Big dogs can also be harder to walk as they are stronger than little dogs, so have the ability to tug the leash to get you to go along with them or if you tug to get them to go with you, they will resist more. I have attempted leash training our big dog but maybe I never found the right dog treat or she is just too stubborn and nothing can tear her away from a squirrel. Luckily, she is more of a chill dog now that she is seven years old and we have a big fenced yard she can run around in, so I only take her own short walks every now and then.

Little Dog Pros & Cons

The main pro of a little dog is their size. They are smaller, making them less expensive and they take up less space. Little dogs eat less, use smaller beds and crates, and they make perfect lap warmers. Grooming a little dog costs less and is easier to do yourself! I groom our little dog because it takes less time and work, but also because she has anxiety around strangers so I worry she would not do well with having someone else groom her, which leads to my first con.

Little dogs can be more anxious around new people. I grew up knowing people with Chihuahuas and remember those little tyrants always barking at me as soon as I came through the door. While others saw them as cute, I saw them as mean. I'm not a dog expert, but my theory is it's because they are smaller, so anything bigger scares them and sets them off. 

When we first got our Mini Aussie, she seemed so quiet. She would only start barking as soon as she was left alone, but a little anxiety in a new home made sense, and eventually, she was able to handle me being in a different room without barking outside the door. 

It was not until we started having visitors we found out just how vocal she was. It was then we also discovered that our little dog immediately stops barking at a visitor as soon as one of us picked her up. I think this made her feel safer. Maybe she feels bigger when I'm holding her? Or maybe it's just the comfort of being held by someone she knows. Luckily, her barking dies down once she spends time with the guests, but she certainly seems more on edge whenever we have someone new over. 

Another downside is they can be a flight risk. Their little size makes it easier for them to squeeze through a fence or in our case, under! Our girl got out of our fenced yard a few times back when we first got her, but luckily we were always able to call her back. Once we figured out where she was getting out from, we made some fixes and she has not escaped since! Plus some breeds are jumpers and can jump a fence, so a tall fence is needed. We know our girl can jump as she will leap up from the floor to the back of the couch. It's not something we encourage her to do though as we do not want her learning to jump the fence. 

Apparently, according to a study, little dogs may be less obedient, but that may have to do more with their owners (source). It could also be due to their breed. Our Mini Aussie (known to be a smart breed in general) is so much easier to train compared to our big dog. She learned to sit and stay in just a couple of days. She is the easiest dog to walk and run with as she stays near me and does not pull. She is so eager to please us and I love it! She would probably make a great agility dog, but for now, I just have her as my running partner.
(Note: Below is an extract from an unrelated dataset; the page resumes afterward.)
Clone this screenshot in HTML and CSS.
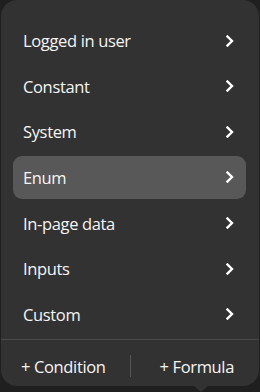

I mentioned above that big dogs are able to access a table easier, but little dogs are crafty and some are great jumpers that they'll just jump onto the chair to get to the table. We have caught our Mini Aussie doing this and have learned to push our chairs in after we eat.

The gray area for our little dog would be her high energy. This can be a pro if you are an active person or a con if you live a more laid-back lifestyle. Mini Aussies have lots of energy to burn. She loves to fetch so I can wear her down in our backyard in just fifteen minutes. I also take her on 1 to 2-mile walks/runs. Not all little dogs are high energy though, it's more of a breed thing. Our bigger dog is supposed to be a high-energy dog as she is a herding mix, but she's defied her breed and is super chill, and prefers the couch. I was able to run with her when she was a puppy, but around age three I noticed she was just not as into it. 

Which is Better?

Unlike with our cats, I feel there is no real clear-cut winner between a big dog vs a little dog. My husband has a differing opinion and would prefer to stick to bigger dogs. He finds our little dog's barking a bit annoying at times, despite her need to please us, the one thing she has not learned is to stop barking when we tell her to stop. Her barking is something I think may be manageable with some more training. 

For me, I would be happy with either one. Size is a bit of a factor as I don't want a 100lb dog, but I think I would be okay with 50lbs or less. The breed and personality of the dog are definitely more important to me.